Leaders of the House and Senate Armed Services committees have said the Senate provision was stripped because it would have cost $1 billion that would have had to be made up by cutting mandatory spending such as troop’s health-care or retirement benefits. That’s because ZTE has already paid the government a $1 billion fine as part of the Trump deal.
“I am not going to try to defend President Trump’s decision to overrule his administration’s penalties on ZTE for violating our sanctions, but the president’s actions created facts on the ground,” Sen. Jack Reed (D-R.I.), ranking member of the Armed Services Committee, said on the Senate floor. “We have done, I think, what we could do to ensure that our national security is not compromised in the future by ZTE or Huawei equipment.”

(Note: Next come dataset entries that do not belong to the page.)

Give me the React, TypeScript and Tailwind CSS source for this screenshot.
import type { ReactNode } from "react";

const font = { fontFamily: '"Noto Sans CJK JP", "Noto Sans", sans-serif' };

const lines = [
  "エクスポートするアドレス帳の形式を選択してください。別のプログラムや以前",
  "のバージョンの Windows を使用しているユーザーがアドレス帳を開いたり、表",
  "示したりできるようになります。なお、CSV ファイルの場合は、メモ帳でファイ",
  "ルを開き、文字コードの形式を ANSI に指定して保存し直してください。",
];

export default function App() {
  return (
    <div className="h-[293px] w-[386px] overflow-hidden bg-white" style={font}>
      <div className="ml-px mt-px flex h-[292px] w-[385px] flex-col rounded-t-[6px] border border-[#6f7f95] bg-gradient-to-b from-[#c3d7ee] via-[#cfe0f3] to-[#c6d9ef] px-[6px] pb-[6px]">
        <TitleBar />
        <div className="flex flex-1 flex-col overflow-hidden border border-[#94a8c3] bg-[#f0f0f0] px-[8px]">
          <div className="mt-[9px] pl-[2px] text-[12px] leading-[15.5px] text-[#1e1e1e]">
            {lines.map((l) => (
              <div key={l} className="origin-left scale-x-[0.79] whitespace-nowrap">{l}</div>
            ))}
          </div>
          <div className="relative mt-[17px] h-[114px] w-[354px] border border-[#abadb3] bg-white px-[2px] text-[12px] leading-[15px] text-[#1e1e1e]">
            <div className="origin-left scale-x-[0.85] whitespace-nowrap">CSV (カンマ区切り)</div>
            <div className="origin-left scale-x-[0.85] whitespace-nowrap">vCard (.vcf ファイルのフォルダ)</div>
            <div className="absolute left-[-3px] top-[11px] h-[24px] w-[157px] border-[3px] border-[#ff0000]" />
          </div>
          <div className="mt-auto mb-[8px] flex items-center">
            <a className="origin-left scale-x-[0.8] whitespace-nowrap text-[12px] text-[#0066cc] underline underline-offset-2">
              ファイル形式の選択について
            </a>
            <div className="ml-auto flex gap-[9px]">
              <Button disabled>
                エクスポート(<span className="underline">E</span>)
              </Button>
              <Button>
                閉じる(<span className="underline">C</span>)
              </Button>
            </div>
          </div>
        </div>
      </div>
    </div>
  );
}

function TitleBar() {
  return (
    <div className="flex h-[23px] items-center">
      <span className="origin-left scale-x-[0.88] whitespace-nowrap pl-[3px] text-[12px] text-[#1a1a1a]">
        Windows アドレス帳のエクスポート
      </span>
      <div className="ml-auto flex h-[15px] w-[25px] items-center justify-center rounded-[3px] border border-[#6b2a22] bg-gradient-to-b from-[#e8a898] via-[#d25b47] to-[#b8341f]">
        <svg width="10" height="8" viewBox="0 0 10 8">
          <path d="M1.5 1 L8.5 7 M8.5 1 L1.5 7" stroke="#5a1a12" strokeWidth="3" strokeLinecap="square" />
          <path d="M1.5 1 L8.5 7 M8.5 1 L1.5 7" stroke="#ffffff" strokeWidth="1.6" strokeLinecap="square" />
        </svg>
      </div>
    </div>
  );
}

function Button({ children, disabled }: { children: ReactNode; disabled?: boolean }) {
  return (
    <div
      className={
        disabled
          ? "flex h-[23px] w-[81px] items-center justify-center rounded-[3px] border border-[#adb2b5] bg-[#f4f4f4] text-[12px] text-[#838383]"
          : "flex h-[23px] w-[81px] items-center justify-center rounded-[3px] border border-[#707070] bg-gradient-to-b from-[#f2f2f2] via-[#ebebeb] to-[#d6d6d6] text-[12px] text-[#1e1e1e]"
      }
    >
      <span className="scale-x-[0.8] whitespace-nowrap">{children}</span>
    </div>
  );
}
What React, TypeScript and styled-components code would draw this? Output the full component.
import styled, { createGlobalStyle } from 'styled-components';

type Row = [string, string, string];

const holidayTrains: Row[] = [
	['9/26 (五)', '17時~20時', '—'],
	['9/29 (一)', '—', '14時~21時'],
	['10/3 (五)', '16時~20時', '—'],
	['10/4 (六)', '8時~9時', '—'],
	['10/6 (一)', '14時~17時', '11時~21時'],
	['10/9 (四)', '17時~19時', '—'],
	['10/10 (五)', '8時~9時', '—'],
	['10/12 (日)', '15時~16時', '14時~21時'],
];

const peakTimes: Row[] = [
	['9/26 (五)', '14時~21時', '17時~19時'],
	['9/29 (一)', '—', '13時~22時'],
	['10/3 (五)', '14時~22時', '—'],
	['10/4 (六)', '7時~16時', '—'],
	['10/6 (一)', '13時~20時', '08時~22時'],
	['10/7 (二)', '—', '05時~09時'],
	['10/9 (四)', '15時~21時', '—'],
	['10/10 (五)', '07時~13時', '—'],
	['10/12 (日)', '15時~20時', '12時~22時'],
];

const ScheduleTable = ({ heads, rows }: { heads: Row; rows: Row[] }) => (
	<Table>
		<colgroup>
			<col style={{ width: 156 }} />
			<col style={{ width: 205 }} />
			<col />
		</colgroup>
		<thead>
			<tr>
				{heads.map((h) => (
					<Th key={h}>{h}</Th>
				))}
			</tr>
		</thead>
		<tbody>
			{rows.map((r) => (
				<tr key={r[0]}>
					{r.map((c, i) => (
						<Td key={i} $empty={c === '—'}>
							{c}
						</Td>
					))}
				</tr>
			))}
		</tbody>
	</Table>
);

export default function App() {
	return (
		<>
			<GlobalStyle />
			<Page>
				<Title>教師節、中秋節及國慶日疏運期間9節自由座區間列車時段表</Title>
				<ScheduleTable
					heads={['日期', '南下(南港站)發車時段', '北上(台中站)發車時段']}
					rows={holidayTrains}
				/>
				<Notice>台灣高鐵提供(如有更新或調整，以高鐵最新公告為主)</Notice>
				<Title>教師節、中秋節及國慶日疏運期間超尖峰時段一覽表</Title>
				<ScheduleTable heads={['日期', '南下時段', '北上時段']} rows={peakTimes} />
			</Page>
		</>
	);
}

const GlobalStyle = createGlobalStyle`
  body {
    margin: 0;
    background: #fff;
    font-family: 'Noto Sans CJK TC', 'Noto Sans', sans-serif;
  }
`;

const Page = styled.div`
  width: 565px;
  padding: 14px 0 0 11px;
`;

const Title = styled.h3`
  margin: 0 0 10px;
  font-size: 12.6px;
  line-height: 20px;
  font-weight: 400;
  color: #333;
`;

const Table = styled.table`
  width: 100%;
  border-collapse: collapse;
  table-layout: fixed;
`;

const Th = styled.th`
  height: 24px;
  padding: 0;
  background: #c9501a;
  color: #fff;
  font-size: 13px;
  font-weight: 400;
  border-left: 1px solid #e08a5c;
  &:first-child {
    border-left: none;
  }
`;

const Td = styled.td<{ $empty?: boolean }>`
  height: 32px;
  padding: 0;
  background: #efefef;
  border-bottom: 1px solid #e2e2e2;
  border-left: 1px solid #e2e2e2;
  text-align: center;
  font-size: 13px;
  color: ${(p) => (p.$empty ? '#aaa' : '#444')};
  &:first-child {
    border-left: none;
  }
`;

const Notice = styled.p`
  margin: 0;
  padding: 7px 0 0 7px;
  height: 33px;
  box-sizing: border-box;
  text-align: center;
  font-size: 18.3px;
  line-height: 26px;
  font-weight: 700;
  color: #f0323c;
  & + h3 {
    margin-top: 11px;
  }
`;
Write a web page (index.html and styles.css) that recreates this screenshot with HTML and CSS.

But senators who sponsored the original ZTE provision fumed Wednesday, saying that taking it out of the bill allows a national security threat to persist.
“The threat posed by China and its telecommunications companies are so severe and so significant that it regrettably brings me to the point that I cannot support a bill I have always supported in my time here,” Sen. Marco Rubio (R-Fla.) said on the Senate floor. “We need to wake up to the threat that China poses to this country, because we are running out of time to do so.”
The bill follows the administration’s request for a 2.6 percent pay raise for troops, an increase of about 15,600 service members across the Army, Navy, Air Force and Marine Corps, and 77 F-35 fighter jets. It goes above the administration’s request for ships, with a total 13 new vessels.
Also dropped from the final bill was a House-passed provision that would have blocked endangered species protections for the greater sage grouse and the lesser prairie chicken for 10 years.
One closely watched provision that did make it into the final bill was Defense Secretary James Mattis’s request for an ability to waive sanctions on partner countries that have bought Russian arms in the past but want to now buy U.S. weapons.
Mattis argued the provision was necessary to more closely align India, Vietnam and Indonesia with the United States, but some Democrats expressed concern the provision would loosen sanctions on Russia.
Mattis, however, did not win a separate fight with Congress over provisions in the bill on Turkey. The final bill would block F-35 transfers to Ankara until the Pentagon completes an assessment of U.S.-Turkish relations.
Lawmakers are concerned about Turkey’s plan to buy the S-400 air-defense system from Russia, its detention of American pastor Andrew Brunson and its moves in Syria against U.S.-backed Kurdish forces.